Diario de un alma Errante

 El reloj marcaba las 11:30 a.m., pero mi mente estaba atrapada en las 8:00. Esa hora fantasma donde todo lo que debería haber hecho ya está hecho, pero nunca lo estará. Me levanté sintiéndome como un espectador de mi propia vida, siguiendo un guion que no escribí y cuya trama no comprendo.


El café estaba amargo, incluso con azúcar. La factura era una excusa para masticar algo, mientras el sabor del arrepentimiento se quedaba impregnado. Afuera, el mundo seguía su curso, y yo tenía un boleto de ida al caos cotidiano: mi trabajo.


El aire en ese lugar era pesado, cargado con los gritos no dichos y las lágrimas tragadas de una mujer atrapada. Su marido era un volcán de ira, siempre al borde de la erupción, y ella... ella era la roca que sostenía a sus hijos mientras el suelo temblaba bajo sus pies. Era una escena que no necesitaba música para ser trágica.

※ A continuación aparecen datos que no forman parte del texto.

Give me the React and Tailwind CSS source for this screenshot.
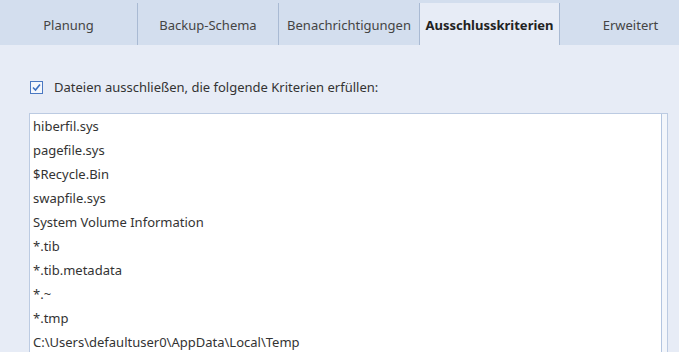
import React from "react";

const tabs = [
  { label: "Planung", w: "w-[137px]" },
  { label: "Backup-Schema", w: "w-[141px]" },
  { label: "Benachrichtigungen", w: "w-[141px]" },
  { label: "Ausschlusskriterien", w: "w-[141px]", active: true },
  { label: "Erweitert", w: "w-[141px]" },
];

const items = [
  "hiberfil.sys",
  "pagefile.sys",
  "$Recycle.Bin",
  "swapfile.sys",
  "System Volume Information",
  "*.tib",
  "*.tib.metadata",
  "*.~",
  "*.tmp",
  "C:\\Users\\defaultuser0\\AppData\\Local\\Temp",
];

export default function App() {
  return (
    <div
      className="w-[679px] h-[352px] overflow-hidden bg-[#e7ecf6] text-[#333] text-[13px]"
      style={{ fontFamily: '"Noto Sans", "Open Sans", sans-serif' }}
    >
      {/* Tab bar */}
      <div className="flex h-[45px] bg-[#d3deee] pt-[3px] overflow-hidden">
        {tabs.map((t, i) => (
          <div
            key={t.label}
            className={`${t.w} shrink-0 flex items-center justify-center pt-[3px] ${
              t.active
                ? "bg-[#e7ecf6] font-bold text-[#222]"
                : "text-[#444]"
            } ${i > 0 && !t.active && !tabs[i - 1].active ? "border-l border-[#a9bad3]" : ""} ${
              t.active ? "border-l border-r border-[#a9bad3]" : ""
            }`}
          >
            {t.label}
          </div>
        ))}
      </div>

      {/* Content */}
      <div className="pl-[29px] pr-[11px] pt-[33px]">
        <label className="flex items-center gap-[11px] pl-[1px]">
          <span className="w-[13px] h-[13px] border border-[#4a78c2] bg-[#f4f7fc] flex items-center justify-center">
            <svg width="11" height="11" viewBox="0 0 11 11">
              <path d="M2 5.5 L4.5 8 L9 2.5" fill="none" stroke="#3b6fc0" strokeWidth="1.6" />
            </svg>
          </span>
          <span>Dateien ausschließen, die folgende Kriterien erfüllen:</span>
        </label>

        <div className="mt-[15px] flex h-[260px] bg-white border border-[#bccbe2]">
          <div className="flex-1 pt-[1px] pl-[3px]">
            {items.map((it) => (
              <div key={it} className="h-[24px] flex items-center whitespace-nowrap">
                {it}
              </div>
            ))}
          </div>
          <div className="w-[6px] border-l border-[#b3c5e0] bg-[#f3f6fb]" />
        </div>
      </div>
    </div>
  );
}
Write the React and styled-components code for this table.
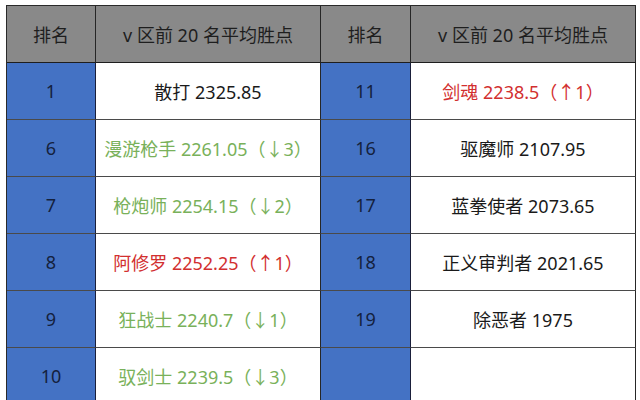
import React from "react";
import styled, { createGlobalStyle } from "styled-components";

const Global = createGlobalStyle`
  html, body { margin: 0; padding: 0; background: #ffffff; }
  body { font-family: "Noto Sans", "Noto Sans CJK SC", sans-serif; }
`;

const Page = styled.div`
  width: 640px;
  height: 400px;
  overflow: hidden;
  padding: 5px 0 0 6px;
  box-sizing: border-box;
  background: #fff;
`;

const Grid = styled.div`
  display: grid;
  grid-template-columns: 89px 225px 90px 225px;
  grid-auto-rows: 57px;
  border-top: 1px solid #2a2a2a;
  border-left: 1px solid #2a2a2a;
  width: max-content;
`;

const Cell = styled.div`
  display: flex;
  align-items: center;
  justify-content: center;
  box-sizing: border-box;
  border-right: 1px solid #262626;
  border-bottom: 1px solid ${(p) => (p.$head ? "#1e1e1e" : "#4a4a4a")};
  font-size: 18px;
  white-space: nowrap;
`;

const HeadCell = styled(Cell)`
  background: #898989;
  color: #1e1e1e;
`;

const RankCell = styled(Cell)`
  background: #4472c4;
  color: #14213d;
  border-right-color: #1a1f3a;
`;

const tones = {
  black: "#1a1a1a",
  green: "#79b15a",
  red: "#d22f2f",
};

const ValueCell = styled(Cell)`
  background: #ffffff;
  color: ${(p) => tones[p.$tone] || tones.black};
`;

const left = [
  ["1", "散打 2325.85", "black"],
  ["6", "漫游枪手 2261.05（↓3）", "green"],
  ["7", "枪炮师 2254.15（↓2）", "green"],
  ["8", "阿修罗 2252.25（↑1）", "red"],
  ["9", "狂战士 2240.7（↓1）", "green"],
  ["10", "驭剑士 2239.5（↓3）", "green"],
];

const right = [
  ["11", "剑魂 2238.5（↑1）", "red"],
  ["16", "驱魔师 2107.95", "black"],
  ["17", "蓝拳使者 2073.65", "black"],
  ["18", "正义审判者 2021.65", "black"],
  ["19", "除恶者 1975", "black"],
  ["", "", "black"],
];

export default function App() {
  return (
    <Page>
      <Global />
      <Grid>
        <HeadCell $head>排名</HeadCell>
        <HeadCell $head>v 区前 20 名平均胜点</HeadCell>
        <HeadCell $head>排名</HeadCell>
        <HeadCell $head>v 区前 20 名平均胜点</HeadCell>
        {left.map((l, i) => {
          const r = right[i];
          return (
            <React.Fragment key={i}>
              <RankCell>{l[0]}</RankCell>
              <ValueCell $tone={l[2]}>{l[1]}</ValueCell>
              <RankCell>{r[0]}</RankCell>
              <ValueCell $tone={r[2]}>{r[1]}</ValueCell>
            </React.Fragment>
          );
        })}
      </Grid>
    </Page>
  );
}
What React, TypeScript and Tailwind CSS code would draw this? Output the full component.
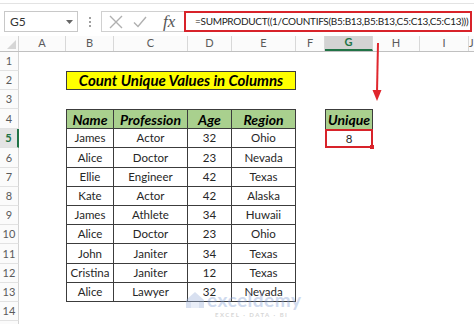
import type { FC, ReactNode } from "react";

const colW = [19, 47, 48, 74, 44, 64, 29, 48, 47, 49];
const colNames = ["A", "B", "C", "D", "E", "F", "G", "H", "I", "J"];
const rowH = [19, 19, 19, 20, 19, 20, 19, 19, 19, 19, 20, 19, 19, 19];

const head = ["Name", "Profession", "Age", "Region"];
const rows = [
  ["James", "Actor", "32", "Ohio"],
  ["Alice", "Doctor", "23", "Nevada"],
  ["Ellie", "Engineer", "42", "Texas"],
  ["Kate", "Actor", "42", "Alaska"],
  ["James", "Athlete", "34", "Huwaii"],
  ["Alice", "Doctor", "23", "Ohio"],
  ["John", "Janiter", "34", "Texas"],
  ["Cristina", "Janiter", "12", "Texas"],
  ["Alice", "Lawyer", "32", "Nevada"],
];

const formula = "=SUMPRODUCT((1/COUNTIFS(B5:B13,B5:B13,C5:C13,C5:C13)))";

const Toolbar: FC = () => (
  <div className="h-[36px] shrink-0">
    <div className="h-[4px] border-b border-[#e3e3e3]" />
    <div className="mt-[7px] flex h-[21px] items-stretch">
      <div className="ml-[4px] flex w-[74px] shrink-0 items-center justify-between border border-[#c8c8c8] pl-[5px] pr-[4px] text-[12px] text-[#333]">
        <span>G5</span>
        <svg width="7" height="4" viewBox="0 0 7 4">
          <path d="M0 0h7L3.5 4z" fill="#666" />
        </svg>
      </div>
      <div className="flex w-[23px] shrink-0 flex-col items-center justify-center gap-[2px]">
        <span className="h-[2px] w-[2px] bg-[#a0a0a0]" />
        <span className="h-[2px] w-[2px] bg-[#a0a0a0]" />
        <span className="h-[2px] w-[2px] bg-[#a0a0a0]" />
      </div>
      <div className="flex w-[83px] shrink-0 items-center border border-r-0 border-[#d0d0d0] pl-[7px]">
        <svg width="14" height="14" viewBox="0 0 14 14">
          <path d="M1 1l12 12M13 1L1 13" stroke="#b0b0b0" strokeWidth="1.4" />
        </svg>
        <svg className="ml-[10px]" width="14" height="12" viewBox="0 0 14 12">
          <path d="M1 6.5l4 4L13 1" stroke="#b0b0b0" strokeWidth="1.4" fill="none" />
        </svg>
        <span className="ml-[16px] font-['Liberation_Serif',serif] text-[17px] italic leading-none text-[#555]">
          fx
        </span>
      </div>
      <div className="mr-[2px] flex min-w-0 flex-1 items-center overflow-hidden whitespace-nowrap border-2 border-[#d8232a] pl-[9px] text-[10px] tracking-[-0.3px] text-[#222]">
        {formula}
      </div>
    </div>
  </div>
);

const ColumnHeader: FC = () => (
  <div className="flex h-[16px] shrink-0 border-b border-[#c0c0c0] bg-[#fbfbfb] text-[11px] text-[#5a5a5a]">
    <div className="relative w-[19px] shrink-0 border-r border-[#d4d4d4]">
      <svg className="absolute bottom-[2px] right-[2px]" width="9" height="9" viewBox="0 0 9 9">
        <path d="M9 0v9H0z" fill="#d6d6d6" />
      </svg>
    </div>
    {colNames.map((n, i) => {
      const sel = n === "G";
      const last = i === colNames.length - 1;
      return (
        <div
          key={n}
          style={last ? undefined : { width: colW[i + 1] ?? 0 }}
          className={
            "flex shrink-0 items-center justify-center border-r border-[#d8d8d8] " +
            (last ? "flex-1 " : "") +
            (sel ? "border-b-2 border-b-[#217346] bg-[#d3d3d3] font-bold text-[#217346]" : "")
          }
        >
          {n}
        </div>
      );
    })}
  </div>
);

const Cell: FC<{ w?: number; className?: string; children?: ReactNode }> = ({ w, className, children }) => (
  <div
    style={w ? { width: w } : undefined}
    className={"flex shrink-0 items-center justify-center " + (w ? "" : "flex-1 ") + (className ?? "")}
  >
    {children}
  </div>
);

const SheetRow: FC<{ r: number }> = ({ r }) => {
  const sel = r === 5;
  const tIdx = r - 4;
  const inTable = tIdx >= 0 && tIdx <= 9;
  const isHead = tIdx === 0;
  const values = inTable ? (isHead ? head : rows[tIdx - 1]) : null;
  const tb =
    "border-r border-b border-[#3c3c3c] " +
    (isHead ? "border-t bg-[#a9d08e] font-bold italic text-[14px] text-black" : "text-[11.5px] text-[#262626]");

  return (
    <div style={{ height: rowH[r - 1] }} className="flex shrink-0">
      <div
        className={
          "flex w-[19px] shrink-0 items-end justify-center border-b border-[#e2e2e2] pb-[1px] text-[11px] " +
          (sel
            ? "border-r-2 border-r-[#217346] bg-[#e4e4e4] font-bold text-[#217346]"
            : "border-r border-r-[#d4d4d4] bg-[#fbfbfb] text-[#5a5a5a]")
        }
      >
        {r}
      </div>
      <Cell w={colW[1]} />
      {r === 2 ? (
        <Cell
          w={colW[2] + colW[3] + colW[4] + colW[5]}
          className="border border-[#3c3c3c] bg-[#ffff00] text-[15px] font-bold italic text-black"
        >
          Count Unique Values in Columns
        </Cell>
      ) : values ? (
        values.map((v, i) => (
          <Cell key={i} w={colW[i + 2]} className={tb + (i === 0 ? " border-l" : "")}>
            {v}
          </Cell>
        ))
      ) : (
        <>
          <Cell w={colW[2]} />
          <Cell w={colW[3]} />
          <Cell w={colW[4]} />
          <Cell w={colW[5]} />
        </>
      )}
      <Cell w={colW[6]} />
      {r === 4 ? (
        <Cell
          w={colW[7]}
          className="border border-b-0 border-[#3c3c3c] bg-[#a9d08e] text-[14px] font-bold italic text-black"
        >
          Unique
        </Cell>
      ) : r === 5 ? (
        <Cell w={colW[7]} className="relative border-2 border-[#d8232a] text-[11.5px] text-[#262626]">
          8
          <span className="absolute -bottom-[3px] -right-[3px] h-[4px] w-[4px] bg-[#d8232a]" />
        </Cell>
      ) : (
        <Cell w={colW[7]} />
      )}
      <Cell w={colW[8]} />
      <Cell w={colW[9]} />
      <Cell />
    </div>
  );
};

const Watermark: FC = () => (
  <div className="pointer-events-none absolute left-[184px] top-[290px] flex flex-col items-center opacity-40">
    <div className="flex items-center">
      <svg width="22" height="18" viewBox="0 0 22 18">
        <path d="M2 9L11 1l9 8v8H2z" fill="#9fb4dc" />
        <path d="M7 17v-6h8v6" fill="#c9d6ee" />
      </svg>
      <span className="ml-[1px] text-[19px] font-bold leading-none tracking-[0.5px] text-[#8aa4d6]">
        exceldemy
      </span>
    </div>
    <span className="ml-[18px] mt-[1px] text-[6px] font-bold tracking-[1.5px] text-[#9a9a9a]">
      EXCEL · DATA · BI
    </span>
  </div>
);

const App: FC = () => (
  <div className="relative flex h-[324px] w-[474px] flex-col overflow-hidden bg-white font-['Lato','Liberation_Sans',sans-serif]">
    <Toolbar />
    <ColumnHeader />
    {rowH.map((_, i) => (
      <SheetRow key={i} r={i + 1} />
    ))}
    <div className="flex flex-1">
      <div className="w-[19px] border-r border-[#d4d4d4] bg-[#fbfbfb]" />
    </div>
    <svg className="pointer-events-none absolute left-[370px] top-[40px]" width="14" height="64" viewBox="0 0 14 64">
      <path d="M8 3L7 52" stroke="#e0262d" strokeWidth="2" />
      <path d="M2.5 50h9L7 61z" fill="#e0262d" />
    </svg>
    <Watermark />
  </div>
);

export default App;
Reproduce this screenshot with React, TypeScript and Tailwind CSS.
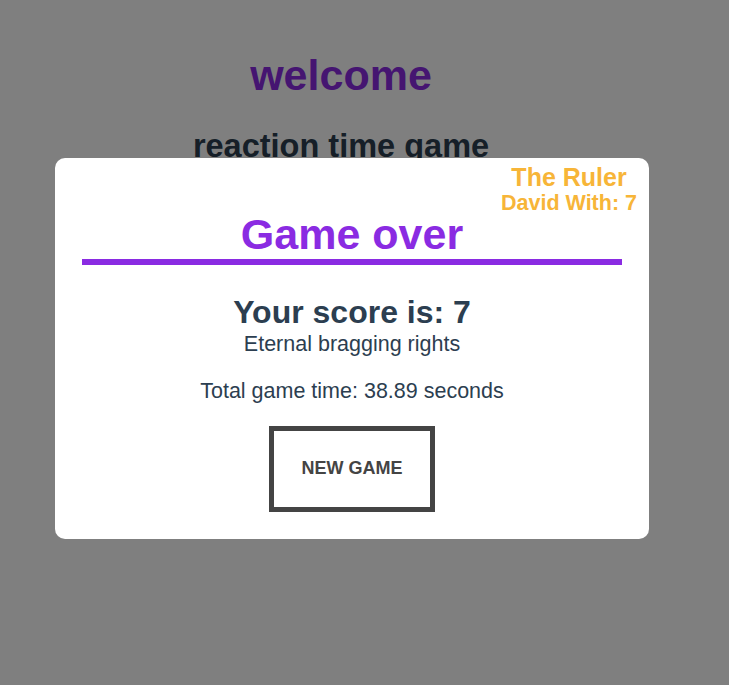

Terminé el trabajo, limpiando como quien borra las huellas de un crimen. El autobús me esperaba, como siempre, una metáfora rodante de rutina y resignación. Al llegar a casa, el olor a verde recién podado me recibió. La libustrina ya no necesitaba cuidados, pero yo sí. Así que decidí salir. Necesitaba caminar. Necesitaba aprender a estar solo, como un detective sin caso ni cliente.


La cena fue sencilla pero suficiente. La bebida, un antídoto contra el tedio. Retomé caminos olvidados, explorando no solo la ciudad, sino mis propias ruinas. Llegué a una plaza, un lugar que prometía tranquilidad, pero encontré algo muy diferente. Allí estaba él, la personificación de un recuerdo que preferiría enterrar. Un rostro que me hizo recordar que incluso el trabajo puede ser un campo de batalla, y yo había salido herido.


Me fui molesto, pero no derrotado. Cada paso hacia casa era un paso lejos de ese encuentro, y un paso más cerca de algo que parecía paz. Ahora, mientras escribo esto, las palabras caen como lluvia en una tormenta interna. No solucionan todo, pero limpian un poco el desastre.